A team-signed ball is anamnesia-shaped in exactly this register. The leather has a specific weight in hand. The signatures sit on the surface in their particular ink, fading at their particular rates, with their particular pressures and quirks. None of this is recoverable from the catalog. None of it is in the Form. It's available only through encounter with the object. And the encounter ambushes you. You can plan to look at a ball and have nothing happen. You can be putting one back in its case and feel suddenly that you've touched something. The ball decides when it speaks. The agency of recollection isn't fully yours...the ball stages its own appearance.
A roster sheet, standings table, a schedule are anamnesis-shaped only. They give you the Form but no madeleine. You can study them indefinitely and never be ambushed. They lack body.
A childhood toy, a smell from a particular moment are anamnesia-shaped only. They ambush you with presence but give you no Form. They're personal triggers without structural meaning. You cannot think with them in the way you can think with a structure.
The team-signed ball is unusual because it's both at once. It is irreducibly, a piece of the Form (this team, this year, these signers) placed in the closed system of baseball. You can locate it on the map with complete precision. It participates in the geometry, but is also irreducibly a body. It ambushes through the senses while being studied as structure. Holding it is a Platonic and Proustian act simultaneously, and the two registers do not cancel each other out.

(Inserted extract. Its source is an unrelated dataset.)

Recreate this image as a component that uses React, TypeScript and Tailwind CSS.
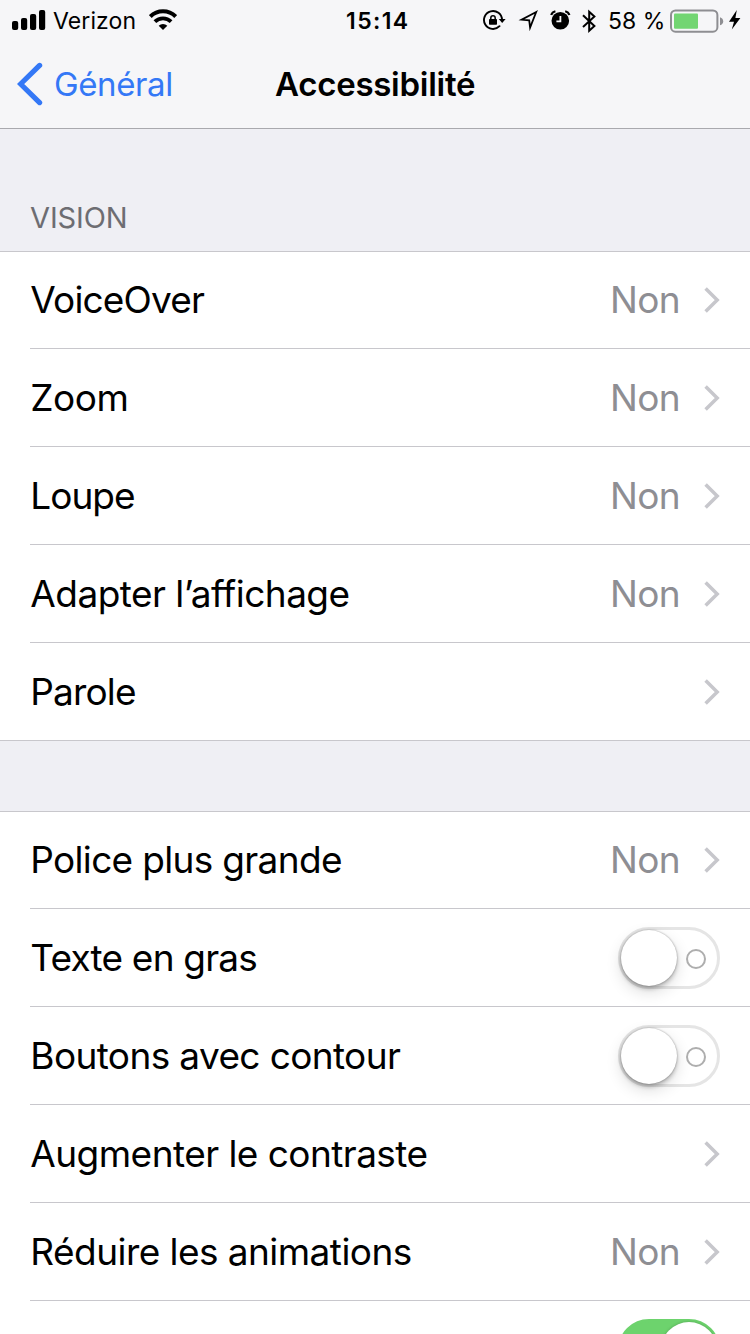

Rather, they amplify each other.
The 1955 Brooklyn ball is the closed system and the madeleine. You can locate it perfectly within the pre-expansion map (first and only championship of a franchise about to be displaced, specific roster, specific moment) and you can also be ambushed by the actual physical object (Robinson's signature, the leather's particular age, the mixture of authentic and clubhouse). The Form is complete; the body is also complete. The object is the only place where these completenesses meet.